**Work to do**
Using the records below, quote only the span that opens with the line containing "Output the component" and closes with the line containing "rounded-[5px] border border-[#ccc]", exactly and inclusively.

**Material for this exercise**
● ● ● ●

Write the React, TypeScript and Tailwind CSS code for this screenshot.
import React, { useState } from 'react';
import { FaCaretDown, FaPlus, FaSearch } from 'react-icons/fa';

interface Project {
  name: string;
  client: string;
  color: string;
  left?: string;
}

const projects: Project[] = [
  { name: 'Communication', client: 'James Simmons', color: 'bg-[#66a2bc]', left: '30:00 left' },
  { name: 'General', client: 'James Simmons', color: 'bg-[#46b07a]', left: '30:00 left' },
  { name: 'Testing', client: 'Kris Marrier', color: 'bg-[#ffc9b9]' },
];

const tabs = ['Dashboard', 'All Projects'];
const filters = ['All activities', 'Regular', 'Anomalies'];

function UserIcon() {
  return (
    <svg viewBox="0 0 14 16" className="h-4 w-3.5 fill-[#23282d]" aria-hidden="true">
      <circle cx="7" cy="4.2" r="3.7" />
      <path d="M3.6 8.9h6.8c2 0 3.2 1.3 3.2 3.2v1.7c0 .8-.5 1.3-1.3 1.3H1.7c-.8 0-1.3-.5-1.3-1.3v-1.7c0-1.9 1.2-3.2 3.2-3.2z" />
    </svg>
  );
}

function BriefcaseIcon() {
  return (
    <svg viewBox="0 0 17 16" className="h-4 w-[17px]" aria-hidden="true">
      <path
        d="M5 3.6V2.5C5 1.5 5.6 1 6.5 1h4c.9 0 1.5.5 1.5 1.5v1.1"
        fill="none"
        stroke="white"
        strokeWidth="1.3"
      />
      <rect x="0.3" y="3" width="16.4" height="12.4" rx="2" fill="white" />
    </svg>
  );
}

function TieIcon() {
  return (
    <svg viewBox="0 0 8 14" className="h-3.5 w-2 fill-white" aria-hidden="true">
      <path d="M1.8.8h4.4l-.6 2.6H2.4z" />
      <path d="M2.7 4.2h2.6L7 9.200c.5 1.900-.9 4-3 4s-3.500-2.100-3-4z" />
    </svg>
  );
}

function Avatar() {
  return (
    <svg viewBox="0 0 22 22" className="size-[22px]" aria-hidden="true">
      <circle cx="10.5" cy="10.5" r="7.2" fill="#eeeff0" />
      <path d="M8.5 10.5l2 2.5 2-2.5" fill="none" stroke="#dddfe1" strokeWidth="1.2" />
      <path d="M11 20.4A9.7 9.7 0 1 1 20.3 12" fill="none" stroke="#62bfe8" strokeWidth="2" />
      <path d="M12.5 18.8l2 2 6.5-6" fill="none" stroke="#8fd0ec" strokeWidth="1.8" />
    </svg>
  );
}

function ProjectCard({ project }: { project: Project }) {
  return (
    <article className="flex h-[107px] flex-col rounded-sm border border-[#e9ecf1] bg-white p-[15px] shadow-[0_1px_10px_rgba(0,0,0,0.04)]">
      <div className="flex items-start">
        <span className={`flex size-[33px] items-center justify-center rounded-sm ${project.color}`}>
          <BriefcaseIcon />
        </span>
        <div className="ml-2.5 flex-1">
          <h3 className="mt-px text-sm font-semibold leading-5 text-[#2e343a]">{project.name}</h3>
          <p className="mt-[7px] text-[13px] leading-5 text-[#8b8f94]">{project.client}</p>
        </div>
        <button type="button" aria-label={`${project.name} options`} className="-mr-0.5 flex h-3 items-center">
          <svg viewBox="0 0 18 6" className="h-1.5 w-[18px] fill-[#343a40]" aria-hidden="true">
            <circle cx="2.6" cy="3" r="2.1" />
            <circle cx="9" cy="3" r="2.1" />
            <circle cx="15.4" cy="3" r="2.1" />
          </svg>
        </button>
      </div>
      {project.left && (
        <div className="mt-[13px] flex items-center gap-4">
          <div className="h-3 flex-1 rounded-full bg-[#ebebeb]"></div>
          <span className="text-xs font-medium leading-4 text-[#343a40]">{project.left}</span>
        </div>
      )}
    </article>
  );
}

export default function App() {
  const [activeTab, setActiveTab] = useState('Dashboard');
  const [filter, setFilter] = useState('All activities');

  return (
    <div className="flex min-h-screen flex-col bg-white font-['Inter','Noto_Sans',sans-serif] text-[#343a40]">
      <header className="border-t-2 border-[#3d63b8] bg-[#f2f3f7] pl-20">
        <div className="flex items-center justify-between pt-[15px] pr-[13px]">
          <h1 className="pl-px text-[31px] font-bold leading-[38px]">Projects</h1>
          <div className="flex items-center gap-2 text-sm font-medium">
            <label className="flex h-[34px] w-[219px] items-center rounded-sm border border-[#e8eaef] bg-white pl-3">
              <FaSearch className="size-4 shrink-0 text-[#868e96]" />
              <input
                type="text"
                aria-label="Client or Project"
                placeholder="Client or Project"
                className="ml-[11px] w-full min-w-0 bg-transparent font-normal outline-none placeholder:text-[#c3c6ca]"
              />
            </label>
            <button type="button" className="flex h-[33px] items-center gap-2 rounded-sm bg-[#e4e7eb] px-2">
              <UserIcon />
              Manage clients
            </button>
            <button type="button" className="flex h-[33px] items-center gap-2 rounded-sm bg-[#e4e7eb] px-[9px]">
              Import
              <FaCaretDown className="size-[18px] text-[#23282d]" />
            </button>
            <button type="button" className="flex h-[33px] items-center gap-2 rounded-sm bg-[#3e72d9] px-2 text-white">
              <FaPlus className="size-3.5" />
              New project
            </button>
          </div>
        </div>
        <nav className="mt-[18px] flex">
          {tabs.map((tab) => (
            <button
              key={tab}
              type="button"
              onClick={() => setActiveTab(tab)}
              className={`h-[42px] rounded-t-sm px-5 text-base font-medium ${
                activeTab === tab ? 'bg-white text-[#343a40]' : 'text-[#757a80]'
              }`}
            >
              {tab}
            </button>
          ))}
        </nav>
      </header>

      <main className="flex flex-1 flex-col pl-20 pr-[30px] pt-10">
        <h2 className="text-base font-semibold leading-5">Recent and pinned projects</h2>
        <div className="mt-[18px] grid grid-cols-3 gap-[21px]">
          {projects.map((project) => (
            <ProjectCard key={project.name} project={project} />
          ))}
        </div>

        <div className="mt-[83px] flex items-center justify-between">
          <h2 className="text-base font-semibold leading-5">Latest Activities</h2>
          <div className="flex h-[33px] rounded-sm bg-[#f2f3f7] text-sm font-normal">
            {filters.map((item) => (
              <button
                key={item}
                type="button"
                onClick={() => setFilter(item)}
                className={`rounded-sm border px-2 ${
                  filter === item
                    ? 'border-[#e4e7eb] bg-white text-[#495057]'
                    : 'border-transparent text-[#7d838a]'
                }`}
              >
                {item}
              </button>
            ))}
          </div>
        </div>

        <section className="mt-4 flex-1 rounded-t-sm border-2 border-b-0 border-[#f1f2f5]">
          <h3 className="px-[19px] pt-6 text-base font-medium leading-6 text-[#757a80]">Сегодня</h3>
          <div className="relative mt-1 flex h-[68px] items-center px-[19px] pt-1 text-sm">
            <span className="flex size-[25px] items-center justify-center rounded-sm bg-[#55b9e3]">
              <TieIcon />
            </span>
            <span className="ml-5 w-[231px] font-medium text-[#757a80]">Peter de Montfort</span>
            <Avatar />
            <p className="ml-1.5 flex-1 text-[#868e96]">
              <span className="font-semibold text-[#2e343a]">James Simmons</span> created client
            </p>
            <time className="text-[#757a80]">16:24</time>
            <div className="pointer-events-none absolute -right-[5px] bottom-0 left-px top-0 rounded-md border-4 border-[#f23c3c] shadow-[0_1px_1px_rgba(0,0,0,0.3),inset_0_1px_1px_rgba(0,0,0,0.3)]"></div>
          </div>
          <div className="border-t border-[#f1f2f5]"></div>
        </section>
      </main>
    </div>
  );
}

● ● ● ●

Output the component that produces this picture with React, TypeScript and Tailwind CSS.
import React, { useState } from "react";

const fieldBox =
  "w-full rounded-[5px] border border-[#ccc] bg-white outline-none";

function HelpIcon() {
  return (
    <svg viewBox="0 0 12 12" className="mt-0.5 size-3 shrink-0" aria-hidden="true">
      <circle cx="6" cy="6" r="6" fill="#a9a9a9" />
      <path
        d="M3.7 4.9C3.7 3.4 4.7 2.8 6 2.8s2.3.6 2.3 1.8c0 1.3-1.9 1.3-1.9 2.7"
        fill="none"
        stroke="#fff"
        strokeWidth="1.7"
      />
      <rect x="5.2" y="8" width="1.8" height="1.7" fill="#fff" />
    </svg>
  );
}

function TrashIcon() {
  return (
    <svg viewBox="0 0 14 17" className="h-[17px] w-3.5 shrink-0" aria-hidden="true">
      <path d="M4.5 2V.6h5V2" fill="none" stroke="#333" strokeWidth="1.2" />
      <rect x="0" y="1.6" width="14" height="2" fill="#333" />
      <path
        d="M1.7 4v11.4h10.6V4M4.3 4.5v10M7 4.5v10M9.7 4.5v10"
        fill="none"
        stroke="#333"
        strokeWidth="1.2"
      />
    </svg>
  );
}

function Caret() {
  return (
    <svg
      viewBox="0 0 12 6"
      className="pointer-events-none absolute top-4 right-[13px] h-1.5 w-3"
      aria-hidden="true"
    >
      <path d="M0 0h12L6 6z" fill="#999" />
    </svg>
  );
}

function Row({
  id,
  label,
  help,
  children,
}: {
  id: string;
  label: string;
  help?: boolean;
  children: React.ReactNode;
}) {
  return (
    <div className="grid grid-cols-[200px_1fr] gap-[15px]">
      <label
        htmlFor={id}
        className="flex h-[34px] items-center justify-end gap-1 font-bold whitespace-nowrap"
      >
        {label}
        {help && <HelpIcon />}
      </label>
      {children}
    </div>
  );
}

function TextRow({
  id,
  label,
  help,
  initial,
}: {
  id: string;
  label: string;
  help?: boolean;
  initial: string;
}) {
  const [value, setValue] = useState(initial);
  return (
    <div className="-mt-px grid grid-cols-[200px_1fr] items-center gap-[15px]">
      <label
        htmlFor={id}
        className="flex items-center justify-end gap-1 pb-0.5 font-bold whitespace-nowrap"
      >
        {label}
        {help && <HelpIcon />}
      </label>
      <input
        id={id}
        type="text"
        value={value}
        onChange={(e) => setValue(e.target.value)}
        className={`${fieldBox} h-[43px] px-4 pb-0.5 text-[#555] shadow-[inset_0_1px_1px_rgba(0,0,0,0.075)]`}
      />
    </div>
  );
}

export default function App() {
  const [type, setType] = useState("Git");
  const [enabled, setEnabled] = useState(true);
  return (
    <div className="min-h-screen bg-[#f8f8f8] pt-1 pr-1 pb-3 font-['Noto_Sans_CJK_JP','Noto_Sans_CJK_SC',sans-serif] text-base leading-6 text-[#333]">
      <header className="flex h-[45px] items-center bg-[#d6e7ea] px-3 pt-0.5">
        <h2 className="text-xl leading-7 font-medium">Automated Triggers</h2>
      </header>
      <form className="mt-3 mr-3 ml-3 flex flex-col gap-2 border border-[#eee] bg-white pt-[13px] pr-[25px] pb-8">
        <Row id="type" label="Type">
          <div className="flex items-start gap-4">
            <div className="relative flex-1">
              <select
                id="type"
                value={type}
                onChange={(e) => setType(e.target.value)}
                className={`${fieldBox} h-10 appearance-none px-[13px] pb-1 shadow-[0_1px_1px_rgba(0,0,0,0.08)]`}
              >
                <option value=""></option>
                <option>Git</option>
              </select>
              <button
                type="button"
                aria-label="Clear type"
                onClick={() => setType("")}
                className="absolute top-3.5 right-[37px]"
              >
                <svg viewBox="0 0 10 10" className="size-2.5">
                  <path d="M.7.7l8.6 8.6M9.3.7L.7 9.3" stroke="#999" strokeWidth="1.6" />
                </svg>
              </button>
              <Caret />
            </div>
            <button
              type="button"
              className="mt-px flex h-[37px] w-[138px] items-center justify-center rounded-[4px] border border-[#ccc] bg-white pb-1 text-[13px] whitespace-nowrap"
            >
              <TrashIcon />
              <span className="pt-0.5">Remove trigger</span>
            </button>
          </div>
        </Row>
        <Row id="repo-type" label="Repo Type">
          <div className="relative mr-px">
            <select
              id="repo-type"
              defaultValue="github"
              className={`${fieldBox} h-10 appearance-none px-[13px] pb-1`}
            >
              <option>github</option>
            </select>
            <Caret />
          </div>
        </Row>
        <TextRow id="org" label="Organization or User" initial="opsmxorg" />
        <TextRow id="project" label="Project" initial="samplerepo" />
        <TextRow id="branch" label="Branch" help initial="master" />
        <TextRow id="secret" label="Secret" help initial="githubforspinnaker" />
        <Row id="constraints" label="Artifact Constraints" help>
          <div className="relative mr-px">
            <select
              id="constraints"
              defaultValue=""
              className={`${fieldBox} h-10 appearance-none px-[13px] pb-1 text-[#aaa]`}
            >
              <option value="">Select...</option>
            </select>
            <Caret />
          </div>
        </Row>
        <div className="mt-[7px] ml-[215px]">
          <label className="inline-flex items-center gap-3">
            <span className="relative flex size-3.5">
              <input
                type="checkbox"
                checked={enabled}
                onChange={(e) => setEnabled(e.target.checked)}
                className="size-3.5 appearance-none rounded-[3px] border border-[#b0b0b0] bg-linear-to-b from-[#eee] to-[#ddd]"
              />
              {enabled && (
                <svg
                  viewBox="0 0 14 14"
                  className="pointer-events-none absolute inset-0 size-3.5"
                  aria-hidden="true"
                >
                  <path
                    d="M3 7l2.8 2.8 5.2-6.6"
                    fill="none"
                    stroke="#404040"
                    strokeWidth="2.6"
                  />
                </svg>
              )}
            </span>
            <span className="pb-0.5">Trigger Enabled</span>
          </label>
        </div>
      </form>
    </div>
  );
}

● ● ● ●

**Complete response**
Output the component that produces this picture with React, TypeScript and Tailwind CSS.
import React, { useState } from "react";

const fieldBox =
  "w-full rounded-[5px] border border-[#ccc] bg-white outline-none";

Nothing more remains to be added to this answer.